Q. And if the transfer provisions were pertinent just as Dr. Todd said yesterday he didn’t follow that, did he?
A. Not per se, no.
Q. Well, he didn’t do any of that, did he?
A. He made a recommendation to his immediate supervisor that Dr. Todd be involuntarily transferred to another position.
Q. I think you misspoke. You said Dr. Todd. You mean Dr. Todd made a recommendation to his supervisor that he be transferred?
A. Yes, sir.
Q. Yes, sir. But it doesn’t say to his supervisor, does it? It says it shall be sent to the office of the sub District Assistant Superintendent, doesn’t it?
A. In the case of a teacher that would apply. In the case of a Coach or an Athletic Director it would go to the Athletic Department.
Q. First of all, I thought you told us a few minutes ago that the policy of the District where they say teachers are customarily applied to Coaches and Athletic Directors?
A. Except that we have a gray area that is not covered here, Mr. Hill, in that Area Superintendents don’t make the decision on Athletic Directors and Coaches per se. That is left up between the Athletic Department and the principal and myself.
Q. Is there any written statement of that?
A. No, sir, there is not.
Q. Well, in addition to that Coach Jett was being transferred involuntarily and a teacher too, wasn’t he?
Q. So these policies would be pertinent to Coach Jett, wouldn’t they?
A. That is what I meant a moment ago that he could have made such a request if he was aware of it. I doubt he was aware of it.
Q. Now, with respect to Coaches and Athletic Directors I believe you have indicated several times here there is no specific policy that covers that?
A. Not per se, no.
Q. But you have developed some practices that you attempt to follow within the District when those problems arise?
A. That is correct.
Q. And typically how is that situation handled?

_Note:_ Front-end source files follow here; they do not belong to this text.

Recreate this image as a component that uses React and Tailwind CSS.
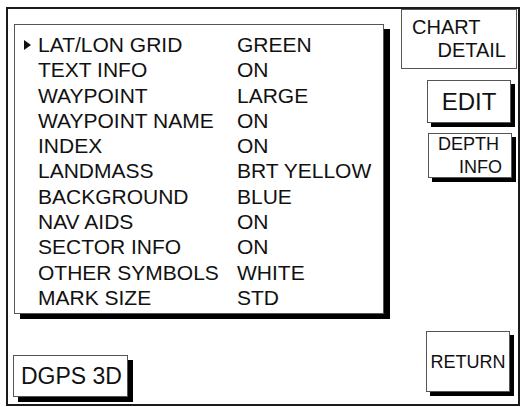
import React from "react";

const rows = [
  ["LAT/LON GRID", "GREEN"],
  ["TEXT INFO", "ON"],
  ["WAYPOINT", "LARGE"],
  ["WAYPOINT NAME", "ON"],
  ["INDEX", "ON"],
  ["LANDMASS", "BRT YELLOW"],
  ["BACKGROUND", "BLUE"],
  ["NAV AIDS", "ON"],
  ["SECTOR INFO", "ON"],
  ["OTHER SYMBOLS", "WHITE"],
  ["MARK SIZE", "STD"],
];

export default function App() {
  return (
    <div className="w-[521px] h-[407px] bg-white overflow-hidden text-[#111]" style={{ fontFamily: '"Liberation Sans", Arial, sans-serif' }}>
      <div className="ml-[6px] mt-[7px] w-[514px] h-[399px] border-2 border-[#1a1a1a] flex">
        {/* left column */}
        <div className="w-[393px] flex flex-col">
          <div className="ml-[6px] mt-[15px] w-[370px] h-[290px] border border-[#555] bg-white shadow-[6px_5px_0_#000] pt-[7px]">
            {rows.map(([k, v], i) => (
              <div key={k} className="flex items-center h-[25.3px] text-[21px] leading-[25.3px]">
                <div className="w-[23px] pl-[9px] flex items-center">
                  {i === 0 && (
                    <svg width="7" height="10" viewBox="0 0 7 10">
                      <polygon points="0,0 7,5 0,10" fill="#111" />
                    </svg>
                  )}
                </div>
                <div className="w-[199px] whitespace-nowrap">{k}</div>
                <div className="whitespace-nowrap">{v}</div>
              </div>
            ))}
          </div>
          <div className="mt-auto mb-[7px] ml-[5px] w-[115px] h-[42px] border border-[#555] bg-white shadow-[5px_5px_0_#000] flex items-center pl-[7px] text-[23px] leading-none whitespace-nowrap">
            DGPS 3D
          </div>
        </div>
        {/* right column */}
        <div className="flex-1 flex flex-col">
          <div className="w-[116px] h-[60px] border border-[#555] bg-white flex flex-col justify-center px-[10px] text-[20px] leading-[23px]">
            <div className="text-left">CHART</div>
            <div className="text-right">DETAIL</div>
          </div>
          <div className="mt-[11px] ml-[26px] w-[84px] h-[43px] border border-[#555] bg-white shadow-[4px_4px_0_#000] flex items-center justify-center text-[24px] leading-none">
            EDIT
          </div>
          <div className="mt-[10px] ml-[27px] w-[84px] h-[45px] border border-[#555] bg-white shadow-[4px_4px_0_#000] flex flex-col justify-center px-[9px] text-[18px] leading-[23px]">
            <div className="text-left">DEPTH</div>
            <div className="text-right">INFO</div>
          </div>
          <div className="mt-auto mb-[12px] ml-[25px] w-[84px] h-[61px] border border-[#555] bg-white shadow-[4px_4px_0_#000] flex items-center justify-center text-[18px] leading-none">
            RETURN
          </div>
        </div>
      </div>
    </div>
  );
}
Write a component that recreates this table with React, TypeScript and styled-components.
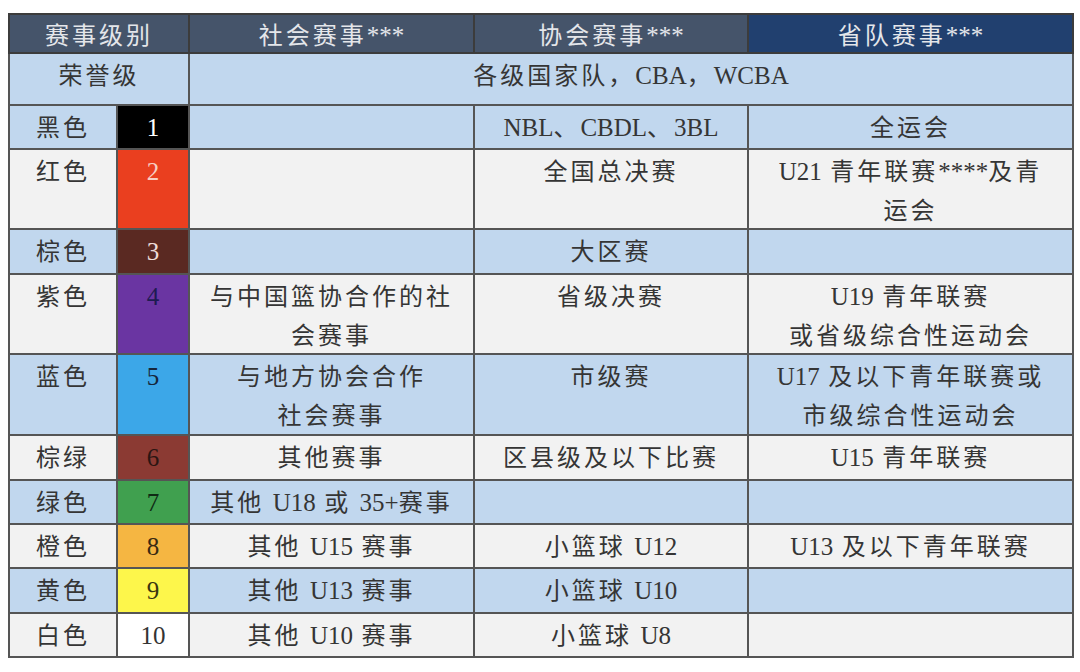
import React from 'react'
import styled, { createGlobalStyle } from 'styled-components'

const GlobalStyle = createGlobalStyle`
    html, body {
        margin: 0;
        padding: 0;
        background: #ffffff;
    }
    body {
        padding: 13px 8px;
        font-family: "Noto Sans CJK SC", "Liberation Serif", serif;
    }
`

const Table = styled.table`
    width: 1064px;
    border-collapse: collapse;
    table-layout: fixed;
    color: #353535;
    font-size: 24px;
    letter-spacing: 3px;
    border: 2px solid #5a5a5a;
`

const HeadCell = styled.th<{ $navy?: boolean }>`
    height: 37px;
    padding: 0;
    background: ${p => (p.$navy ? '#21406f' : '#45546a')};
    color: #e4e6ea;
    font-weight: 400;
    line-height: 37px;
    text-align: center;
    vertical-align: middle;
    border: 2px solid #3c3c3c;
    white-space: nowrap;
`

const Row = styled.tr<{ $tone: 'blue' | 'gray'; $h: number }>`
    height: ${p => p.$h}px;
    background: ${p => (p.$tone === 'blue' ? '#c1d7ee' : '#f2f2f2')};
`

const Cell = styled.td`
    padding: 0;
    line-height: 39px;
    text-align: center;
    vertical-align: top;
    border: 2px solid #555555;
    white-space: nowrap;
`

const Swatch = styled(Cell)<{ $bg: string; $fg: string }>`
    background: ${p => p.$bg};
    color: ${p => p.$fg};
`

const Latin = styled.span`
    font-family: "Liberation Serif", serif;
    font-size: 25px;
    line-height: 1;
    letter-spacing: 0;
`

const mixed = (text: string) =>
    text.split(/([\x21-\x7E]+(?: [\x21-\x7E]+)*)/).map((part, i) =>
        /[\x21-\x7E]/.test(part) ? <Latin key={i}>{part}</Latin> : part
    )

const lines = (value: string | string[]) => {
    const list = Array.isArray(value) ? value : [value]
    return list.map((line, i) => (
        <React.Fragment key={i}>
            {i > 0 && <br />}
            {mixed(line)}
        </React.Fragment>
    ))
}

interface LevelRow {
    name: string
    num: string
    swatch: string
    numColor: string
    tone: 'blue' | 'gray'
    height: number
    social: string | string[]
    assoc: string | string[]
    province: string | string[]
}

const rows: LevelRow[] = [
    { name: '黑色', num: '1', swatch: '#000000', numColor: '#ffffff', tone: 'blue', height: 44, social: '', assoc: 'NBL、CBDL、3BL', province: '全运会' },
    { name: '红色', num: '2', swatch: '#ea3f1f', numColor: '#f7cfc4', tone: 'gray', height: 80, social: '', assoc: '全国总决赛', province: ['U21 青年联赛****及青', '运会'] },
    { name: '棕色', num: '3', swatch: '#5a2922', numColor: '#eedcd8', tone: 'blue', height: 45, social: '', assoc: '大区赛', province: '' },
    { name: '紫色', num: '4', swatch: '#6a35a2', numColor: '#1e1b52', tone: 'gray', height: 79, social: ['与中国篮协合作的社', '会赛事'], assoc: '省级决赛', province: ['U19 青年联赛', '或省级综合性运动会'] },
    { name: '蓝色', num: '5', swatch: '#3ca7e8', numColor: '#16263a', tone: 'blue', height: 81, social: ['与地方协会合作', '社会赛事'], assoc: '市级赛', province: ['U17 及以下青年联赛或', '市级综合性运动会'] },
    { name: '棕绿', num: '6', swatch: '#8b3a33', numColor: '#2a1512', tone: 'gray', height: 45, social: '其他赛事', assoc: '区县级及以下比赛', province: 'U15 青年联赛' },
    { name: '绿色', num: '7', swatch: '#40a04f', numColor: '#0f2a14', tone: 'blue', height: 44, social: '其他 U18 或 35+赛事', assoc: '', province: '' },
    { name: '橙色', num: '8', swatch: '#f5b642', numColor: '#3a2a12', tone: 'gray', height: 44, social: '其他 U15 赛事', assoc: '小篮球 U12', province: 'U13 及以下青年联赛' },
    { name: '黄色', num: '9', swatch: '#fdf64b', numColor: '#3a3510', tone: 'blue', height: 45, social: '其他 U13 赛事', assoc: '小篮球 U10', province: '' },
    { name: '白色', num: '10', swatch: '#ffffff', numColor: '#333333', tone: 'gray', height: 44, social: '其他 U10 赛事', assoc: '小篮球 U8', province: '' },
]

const App = () => {
    return (
        <>
            <GlobalStyle />
            <Table>
                <colgroup>
                    <col style={{ width: 108 }} />
                    <col style={{ width: 72 }} />
                    <col style={{ width: 285 }} />
                    <col style={{ width: 274 }} />
                    <col style={{ width: 325 }} />
                </colgroup>
                <thead>
                    <tr>
                        <HeadCell colSpan={2}>赛事级别</HeadCell>
                        <HeadCell>{mixed('社会赛事***')}</HeadCell>
                        <HeadCell>{mixed('协会赛事***')}</HeadCell>
                        <HeadCell $navy>{mixed('省队赛事***')}</HeadCell>
                    </tr>
                </thead>
                <tbody>
                    <Row $tone="blue" $h={52}>
                        <Cell colSpan={2}>荣誉级</Cell>
                        <Cell colSpan={3}>{mixed('各级国家队，CBA，WCBA')}</Cell>
                    </Row>
                    {rows.map(row => (
                        <Row key={row.num} $tone={row.tone} $h={row.height}>
                            <Cell>{row.name}</Cell>
                            <Swatch $bg={row.swatch} $fg={row.numColor}>{mixed(row.num)}</Swatch>
                            <Cell>{lines(row.social)}</Cell>
                            <Cell>{lines(row.assoc)}</Cell>
                            <Cell>{lines(row.province)}</Cell>
                        </Row>
                    ))}
                </tbody>
            </Table>
        </>
    )
}

export default App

A. Well, we try to follow the same procedures of trying to make sure that employees’ considerations, employees are considered and the person making the recommendation considered and in the case of Athletic Director and Coach then it generally goes to the Administrator of Athletics which is Mr. John Kincaid and the principal to help work out those differences and then if it can’t be resolved there then it is supposed to go to their immediate supervisor and then on up the ladder to me which I am the end of the appeal just like I am with teachers or anyone else.
Q. (By Mr. Townend) Superintendent Wright, when a problem arises between a principal and a Head Coach such as with Dr. Todd and Mr. Jett, can you describe the normal approaches or the normal ways in which that problem is dealt with within the District?
[Court overrides objection by Jett’s counsel.]
A. Well, it is not only normal policy and practice but it is not stipulated personnel policy but it is stipulated in other administrative policies that any problem that arises as far as an employee, it goes through channels. In the case of athletics it goes from the principal to the Administrator for Athletics and to the Assistant Superintendent for district wide programs who has the responsibility for Athletics and from that person to the Superintendent.
If it is a teacher problem it goes from the principal to the Area Administrator to the Area Assistant Superintendent to the Superintendent so there is a channel for any problem that occurs that would be handled and that is not only normal but it is prescribed by policy under administration, not only personnel.” (Emphasis added).
In other parts of the policy it does refer to “teachers” and to “coaches,” and, indeed, to “nurses,” thus also indicating that the broader word “employee” or “employees” was used advisedly
Wright did not testify that the three-person hearing committee procedures (see quoted material in last paragraph of note 9, supra ) were different for coaches or teacher/coaches than for teachers
Principal Todd made various specific complaints about Jett, including Jett’s poor attendance at faculty meetings, equipment purchasing policies, and lesson plan preparation. Wright testified that he discussed these matters with Jett, who told Wright “he [Jett] thought … that whenever he [Todd] forced him [Jett] to come to teachers’ meetings or faculty meetings and keep records of inventory and things like that that he [Jett] thought that was unreasonable,” and that Wright then told Jett “I don’t consider that unreasonable.” Wright further testified:
“… I told Coach Jett that I felt that Dr. Todd was only carrying out his responsibilities as principal and that those were the kinds of things I expected him to do and that if, you know, if he was being unreasonable that was one thing but as far as the actual accountability of expecting an accounting for money and requiring him not make unauthorized purchases and requiring him to attend faculty meetings or requiring he have lesson plans, all of those were in the area of expectation of the teacher or Coach or any other employee in that building.”
Wright further testified:
“Q. (By Mr. Townend) In your first conference did Mr. Jett suggest to you that Dr. Todd be transferred?
A. Yes, sir, he did. He felt that Mr. McWhorter had been unsuccessful and had been transferred and that he had such a successful record that he felt that Dr. Todd was the one in error. That is when I came to the conclusion that there were differences that were not resolvable and I told Coach Jett at the time that if I have to make a decision between the principal and the coach it is obvious that the principal is responsible for the school and would be the one to stay unless he was in error himself and I hadn’t found anywhere where Dr. Todd was in error.” (Emphasis added).